JE PENSE TOUJOURS À LA PEINTURE QUAND JE FILME

Ajout du ve.18 janvier 2008






À la lecture de l’article de Jean-Claude Lebenszteijn « FLORILÈGE DE LA NONCHALANCE » in le n° 473 (année 1986) de la revue CRITIQUE (pp. 1025- 1052) je reprends les citations qu’il fait, à propos de la SPREZZATURA, celles-ci me faisant penser à mon attitude de filmeuse pour EXSPECTATIO. Voici :



« Si tu les examines bien, tu trouveras là-dedans des inventions très-merveilleuses… compositions de batailles d’hommes et d’animaux, ou diverses compositions de paysages et de choses monstrueuses, diables et choses du même genre.» [Léonard de Vinci, « Traité de la peinture », éd ; McMahon, t.

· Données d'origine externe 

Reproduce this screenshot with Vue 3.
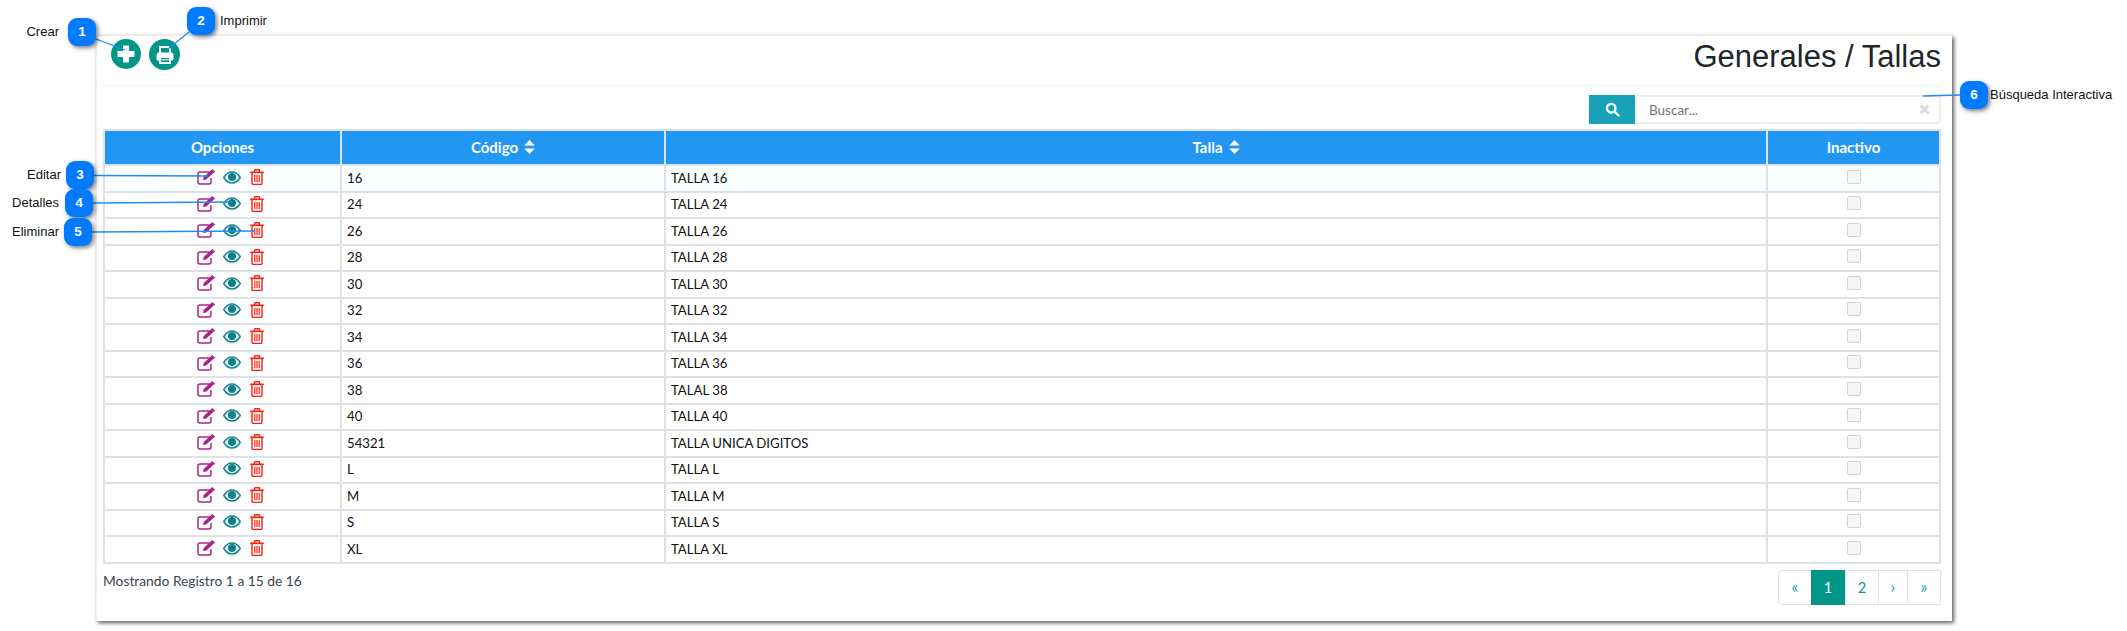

II, f. 35v.] Là, je pense à la flaque d’eau noire, les reflets du ciel dedans et à la manière du passage de mon regard au travers de la caméra sur ce micro-paysage — le FILMAGE est cette « manière du passage de mon regard au travers de la caméra », celle-ci étant mon pinceau.
J. Cl. Lebenszteijn, dans le paragraphe ÉBAUCHES énonce ceci (p. 1033) : « Spirituel dans le texte de Roger de Piles, veut dire vif, animé. (…) L’esprit de la touche, c’est son feu, comme on disait aussi, un certain frétillement, par exemple, qui chez de Piles agite les feuilles des arbres : « Il faut que les arbres en soient differens de forme, de couleur, & de touche, autant que la prudence & la variété de la Nature le requièrent, & que cette touche soit toujours légère & fretillante, pour parler ainsi : » [Roger de piles, « L’Idée du peintre parfait », « Abrégé de la vie des Peintres » (1699), p. 5-6.] Là, je pense au frétillement de l’image vidéographiée que j’ai découvert pour la première fois avec « Sylvain des sources » (mars 2007), lors du long plan séquence de l’eau orangée de l’étang, le branchage, & le son des cloches de midi auxquels j'ai ajouté la voix énonçant la liste des titres de livres de Pascal Quignard.
« Le langage de la SPREZZATURA est toujours pour ainsi parler ; frétillant, pas très fixé : le métaphorique y emporte un élément de surprise. La vraie peinture, pour Roger de Piles, a ce caractère : elle surprend et retient le spectateur comme malgré lui, irrésistiblement. « La veritable Peinture est donc celle qui nous appelle (pour ainsi dire) en nous surprenant : & ce n’est que par la force de l’effet qu’elle produit, que nous ne pouvons nous empêcher d’en approcher comme si elle avoit quelque chose à nous dire. » [Roger de Piles, « Cours de Peinture par principes », p.4.]
C’est ce pour quoi je filme, je me vois en grande (merveilleuse) correspondance avec ces mots.